◆ PROBLEM TO WORK ON: Exactly as written, quote every line that follows, skipping the images.

[BEGIN DATA SEGMENT]

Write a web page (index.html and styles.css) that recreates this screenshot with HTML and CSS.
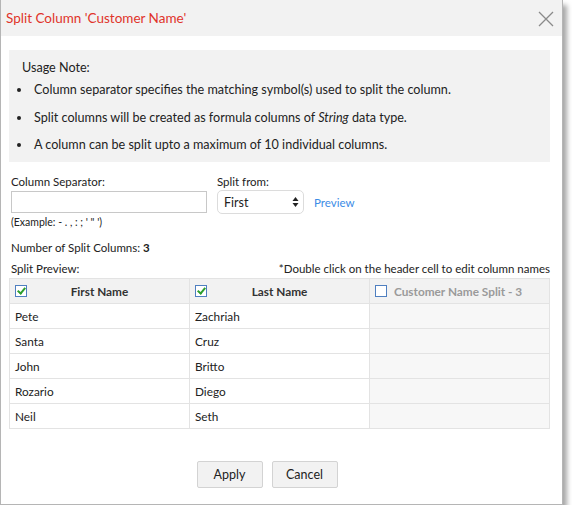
FILE: index.html
```html
<!DOCTYPE html>
<html lang="en">
<head>
  <meta charset="UTF-8" />
  <title>Split Column</title>
  <link rel="stylesheet" href="styles.css">
</head>
<body>
  <div class="dialog">
    <div class="dialog-header">
      <span class="dialog-title">Split Column 'Customer Name'</span>
      <svg class="close" width="16" height="16" viewBox="0 0 16 16">
        <path d="M1 1 L15 15 M15 1 L1 15" stroke="#8a8a8a" stroke-width="1.3" fill="none"/>
      </svg>
    </div>

    <div class="dialog-body">
      <div class="note">
        <div class="note-title">Usage Note:</div>
        <ul>
          <li>Column separator specifies the matching symbol(s) used to split the column.</li>
          <li>Split columns will be created as formula columns of <i>String</i> data type.</li>
          <li>A column can be split upto a maximum of 10 individual columns.</li>
        </ul>
      </div>

      <div class="form-row">
        <div class="field">
          <label>Column Separator:</label>
          <input type="text" class="sep-input">
          <div class="hint">(Example: - . , : ; ' " ')</div>
        </div>
        <div class="field">
          <label>Split from:</label>
          <div class="select-wrap">
            <div class="select">
              <span>First</span>
              <svg width="7" height="12" viewBox="0 0 7 12">
                <path d="M3.5 1 L6.5 5 L0.5 5 Z M3.5 11 L6.5 7 L0.5 7 Z" fill="#222"/>
              </svg>
            </div>
            <a class="preview-link">Preview</a>
          </div>
        </div>
      </div>

      <div class="count">Number of Split Columns: <b>3</b></div>

      <div class="preview-head">
        <span>Split Preview:</span>
        <span>*Double click on the header cell to edit column names</span>
      </div>

      <table class="preview">
        <thead>
          <tr>
            <th><span class="cb checked"></span>First Name</th>
            <th><span class="cb checked"></span>Last Name</th>
            <th class="off"><span class="cb"></span>Customer Name Split - 3</th>
          </tr>
        </thead>
        <tbody>
          <tr><td>Pete</td><td>Zachriah</td><td class="off"></td></tr>
          <tr><td>Santa</td><td>Cruz</td><td class="off"></td></tr>
          <tr><td>John</td><td>Britto</td><td class="off"></td></tr>
          <tr><td>Rozario</td><td>Diego</td><td class="off"></td></tr>
          <tr><td>Neil</td><td>Seth</td><td class="off"></td></tr>
        </tbody>
      </table>

      <div class="actions">
        <button>Apply</button>
        <button>Cancel</button>
      </div>
    </div>
  </div>
</body>
</html>
```

FILE: styles.css
```css
body {
  margin: 0;
  background: #fff;
  font-family: Lato, "Liberation Sans", sans-serif;
  color: #222;
}

.dialog {
  width: 561px;
  height: 504px;
  border: 1px solid #b5b5b5;
  border-top: none;
  background: #fff;
  box-shadow: 4px 5px 5px rgba(0, 0, 0, 0.35);
}

.dialog-header {
  height: 36px;
  background: #f2f2f2;
  display: flex;
  align-items: center;
  justify-content: space-between;
  padding: 0 8px 0 5px;
}

.dialog-title {
  color: #e0342a;
  font-size: 13.5px;
}

.close {
  margin-top: 1px;
}

.dialog-body {
  padding: 14px 12px 0 8px;
}

.note {
  background: #f2f2f2;
  padding: 10px 0 0 13px;
  font-size: 12.6px;
  height: 102px;
}

.note-title {
  line-height: 16px;
}

.note ul {
  margin: 0;
  padding-left: 12px;
}

.note li {
  line-height: 27.5px;
  list-style: none;
  position: relative;
}

.note li::before {
  content: "";
  position: absolute;
  left: -17px;
  top: 12px;
  width: 4px;
  height: 4px;
  border-radius: 50%;
  background: #222;
}

.form-row {
  display: flex;
  gap: 10px;
  margin-top: 13px;
  padding-left: 2px;
}

.field label {
  display: block;
  font-size: 11.5px;
  line-height: 14px;
  margin-bottom: 2px;
}

.sep-input {
  display: block;
  width: 196px;
  height: 22px;
  border: 1px solid #c8c8c8;
  box-sizing: border-box;
  margin: 0;
}

.hint {
  font-size: 10.5px;
  line-height: 12px;
  margin-top: 3px;
}

.select-wrap {
  display: flex;
  align-items: center;
  gap: 10px;
  margin-top: -1px;
}

.select {
  width: 87px;
  height: 24px;
  border: 1px solid #dcdcdc;
  border-radius: 5px;
  box-sizing: border-box;
  display: flex;
  align-items: center;
  justify-content: space-between;
  padding: 0 4px 0 6px;
  font-size: 12.5px;
}

.preview-link {
  color: #3c8ce6;
  font-size: 11.5px;
}

.count {
  font-size: 11.5px;
  line-height: 14px;
  margin-top: 13px;
  padding-left: 2px;
}

.preview-head {
  display: flex;
  justify-content: space-between;
  font-size: 11.5px;
  line-height: 14px;
  margin-top: 7px;
  padding-left: 2px;
}

.preview {
  width: 541px;
  border-collapse: collapse;
  margin-top: 2px;
  font-size: 11.8px;
  table-layout: fixed;
}

.preview th,
.preview td {
  border: 1px solid #e3e3e3;
  height: 24px;
  padding: 0 5px;
  text-align: left;
}

.preview th {
  background: #f2f2f2;
  font-weight: bold;
  text-align: center;
  color: #333;
  position: relative;
}

.preview th.off {
  color: #9a9a9a;
  text-align: left;
  padding-left: 24px;
}

.preview td.off {
  background: #f7f7f7;
}

.cb {
  position: absolute;
  left: 5px;
  top: 6px;
  width: 10px;
  height: 10px;
  border: 1px solid #4f7fc0;
  background: #fff;
}

.cb.checked::after {
  content: "";
  position: absolute;
  left: 3px;
  top: 0;
  width: 3px;
  height: 6px;
  border: solid #2e9e2e;
  border-width: 0 2px 2px 0;
  transform: rotate(40deg);
}

.actions {
  display: flex;
  justify-content: center;
  gap: 9px;
  margin-top: 32px;
  padding-right: 25px;
}

.actions button {
  width: 66px;
  height: 27px;
  background: #f2f2f2;
  border: 1px solid #d3d3d3;
  border-radius: 2px;
  font-family: inherit;
  font-size: 12.5px;
  color: #222;
}
```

[END DATA SEGMENT]

◆ RESPONSE BELOW:
Write a web page (index.html and styles.css) that recreates this screenshot with HTML and CSS.
FILE: index.html
```html
<!DOCTYPE html>
<html lang="en">
<head>
  <meta charset="UTF-8" />
  <title>Split Column</title>
  <link rel="stylesheet" href="styles.css">
</head>
<body>
  <div class="dialog">
    <div class="dialog-header">
      <span class="dialog-title">Split Column 'Customer Name'</span>
      <svg class="close" width="16" height="16" viewBox="0 0 16 16">
        <path d="M1 1 L15 15 M15 1 L1 15" stroke="#8a8a8a" stroke-width="1.3" fill="none"/>
      </svg>
    </div>

    <div class="dialog-body">
      <div class="note">
        <div class="note-title">Usage Note:</div>
        <ul>
          <li>Column separator specifies the matching symbol(s) used to split the column.</li>
          <li>Split columns will be created as formula columns of <i>String</i> data type.</li>
          <li>A column can be split upto a maximum of 10 individual columns.</li>
        </ul>
      </div>

      <div class="form-row">
        <div class="field">
          <label>Column Separator:</label>
          <input type="text" class="sep-input">
          <div class="hint">(Example: - . , : ; ' " ')</div>
        </div>
        <div class="field">
          <label>Split from:</label>
          <div class="select-wrap">
            <div class="select">
              <span>First</span>
              <svg width="7" height="12" viewBox="0 0 7 12">
                <path d="M3.5 1 L6.5 5 L0.5 5 Z M3.5 11 L6.5 7 L0.5 7 Z" fill="#222"/>
              </svg>
            </div>
            <a class="preview-link">Preview</a>
          </div>
        </div>
      </div>

      <div class="count">Number of Split Columns: <b>3</b></div>

      <div class="preview-head">
        <span>Split Preview:</span>
        <span>*Double click on the header cell to edit column names</span>
      </div>

      <table class="preview">
        <thead>
          <tr>
            <th><span class="cb checked"></span>First Name</th>
            <th><span class="cb checked"></span>Last Name</th>
            <th class="off"><span class="cb"></span>Customer Name Split - 3</th>
          </tr>
        </thead>
        <tbody>
          <tr><td>Pete</td><td>Zachriah</td><td class="off"></td></tr>
          <tr><td>Santa</td><td>Cruz</td><td class="off"></td></tr>
          <tr><td>John</td><td>Britto</td><td class="off"></td></tr>
          <tr><td>Rozario</td><td>Diego</td><td class="off"></td></tr>
          <tr><td>Neil</td><td>Seth</td><td class="off"></td></tr>
        </tbody>
      </table>

      <div class="actions">
        <button>Apply</button>
        <button>Cancel</button>
      </div>
    </div>
  </div>
</body>
</html>
```

FILE: styles.css
```css
body {
  margin: 0;
  background: #fff;
  font-family: Lato, "Liberation Sans", sans-serif;
  color: #222;
}

.dialog {
  width: 561px;
  height: 504px;
  border: 1px solid #b5b5b5;
  border-top: none;
  background: #fff;
  box-shadow: 4px 5px 5px rgba(0, 0, 0, 0.35);
}

.dialog-header {
  height: 36px;
  background: #f2f2f2;
  display: flex;
  align-items: center;
  justify-content: space-between;
  padding: 0 8px 0 5px;
}

.dialog-title {
  color: #e0342a;
  font-size: 13.5px;
}

.close {
  margin-top: 1px;
}

.dialog-body {
  padding: 14px 12px 0 8px;
}

.note {
  background: #f2f2f2;
  padding: 10px 0 0 13px;
  font-size: 12.6px;
  height: 102px;
}

.note-title {
  line-height: 16px;
}

.note ul {
  margin: 0;
  padding-left: 12px;
}

.note li {
  line-height: 27.5px;
  list-style: none;
  position: relative;
}

.note li::before {
  content: "";
  position: absolute;
  left: -17px;
  top: 12px;
  width: 4px;
  height: 4px;
  border-radius: 50%;
  background: #222;
}

.form-row {
  display: flex;
  gap: 10px;
  margin-top: 13px;
  padding-left: 2px;
}

.field label {
  display: block;
  font-size: 11.5px;
  line-height: 14px;
  margin-bottom: 2px;
}

.sep-input {
  display: block;
  width: 196px;
  height: 22px;
  border: 1px solid #c8c8c8;
  box-sizing: border-box;
  margin: 0;
}

.hint {
  font-size: 10.5px;
  line-height: 12px;
  margin-top: 3px;
}

.select-wrap {
  display: flex;
  align-items: center;
  gap: 10px;
  margin-top: -1px;
}

.select {
  width: 87px;
  height: 24px;
  border: 1px solid #dcdcdc;
  border-radius: 5px;
  box-sizing: border-box;
  display: flex;
  align-items: center;
  justify-content: space-between;
  padding: 0 4px 0 6px;
  font-size: 12.5px;
}

.preview-link {
  color: #3c8ce6;
  font-size: 11.5px;
}

.count {
  font-size: 11.5px;
  line-height: 14px;
  margin-top: 13px;
  padding-left: 2px;
}

.preview-head {
  display: flex;
  justify-content: space-between;
  font-size: 11.5px;
  line-height: 14px;
  margin-top: 7px;
  padding-left: 2px;
}

.preview {
  width: 541px;
  border-collapse: collapse;
  margin-top: 2px;
  font-size: 11.8px;
  table-layout: fixed;
}

.preview th,
.preview td {
  border: 1px solid #e3e3e3;
  height: 24px;
  padding: 0 5px;
  text-align: left;
}

.preview th {
  background: #f2f2f2;
  font-weight: bold;
  text-align: center;
  color: #333;
  position: relative;
}

.preview th.off {
  color: #9a9a9a;
  text-align: left;
  padding-left: 24px;
}

.preview td.off {
  background: #f7f7f7;
}

.cb {
  position: absolute;
  left: 5px;
  top: 6px;
  width: 10px;
  height: 10px;
  border: 1px solid #4f7fc0;
  background: #fff;
}

.cb.checked::after {
  content: "";
  position: absolute;
  left: 3px;
  top: 0;
  width: 3px;
  height: 6px;
  border: solid #2e9e2e;
  border-width: 0 2px 2px 0;
  transform: rotate(40deg);
}

.actions {
  display: flex;
  justify-content: center;
  gap: 9px;
  margin-top: 32px;
  padding-right: 25px;
}

.actions button {
  width: 66px;
  height: 27px;
  background: #f2f2f2;
  border: 1px solid #d3d3d3;
  border-radius: 2px;
  font-family: inherit;
  font-size: 12.5px;
  color: #222;
}
```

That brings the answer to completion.